Spectral Water Inversion Processor and Emulator (SWIPE)

Water quality is increasingly recognized as one of society’s main challenges in the 21st century. Resulting socio-economic impacts on lives and livelihoods are particularly felt in under-developed regions, with political instability an emerging consequence of water stress. Advertent monitoring and accurate forecasting is of critical importance towards appropriate and pragmatic management of coastal and inland aquatic resources. Thus, I have been leading the development of the spectral water inversion processor and emulator (SWIPE), a holistic computational framework for advanced forward and inverse optical modeling to enable accurate and rapid Earth Observation of aquatic ecosystems. SWIPE enables production of state-of-the-art hyperspectral synthetic radiometric data paired with full optical descriptions of the aquatic and atmospheric column relevant to global ocean, coastal, and inland aquatic ecosystems. A distributed equivalent algal populations (DEAP) model employs a two-layer (coated sphere) scattering code to derive the full suite of optical properties for a variety of inorganic and organic particles from first principles.

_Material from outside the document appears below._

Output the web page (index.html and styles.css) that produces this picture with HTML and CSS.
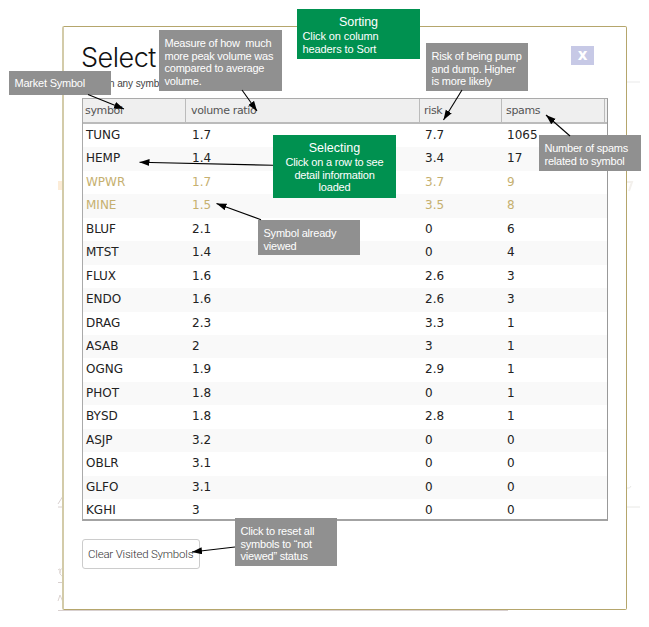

Ranges of in-water and atmospheric constituent variability are selected to represent those of natural ecosystems globally, and corresponding hyperspectral reflectances are simulated via radiative transfer modeling in the visible and near-infrared spectrum. The synthetic dataset is leveraged to train deep learning models which can emulate the complex physical interactions underlying the nonlinear processes in Earth systems and directly produce biogeophysical properties of the water column with per-pixel uncertainty. We show that deep learning models trained on SWIPE data perform as well as models trained on global experimental data. Application to a new generation of airborne and orbiting hyperspectral sensors demonstrates cross-sensor utility. Our approach is computationally efficient, sensor agnostic, generalizes to various water types found globally, and provides quantified uncertainties. The synthetic dataset, bio-optical models, and inversion algorithms are open source and expected to facilitate mission design, science discovery, scaling efforts, and maximizing retrievable information content.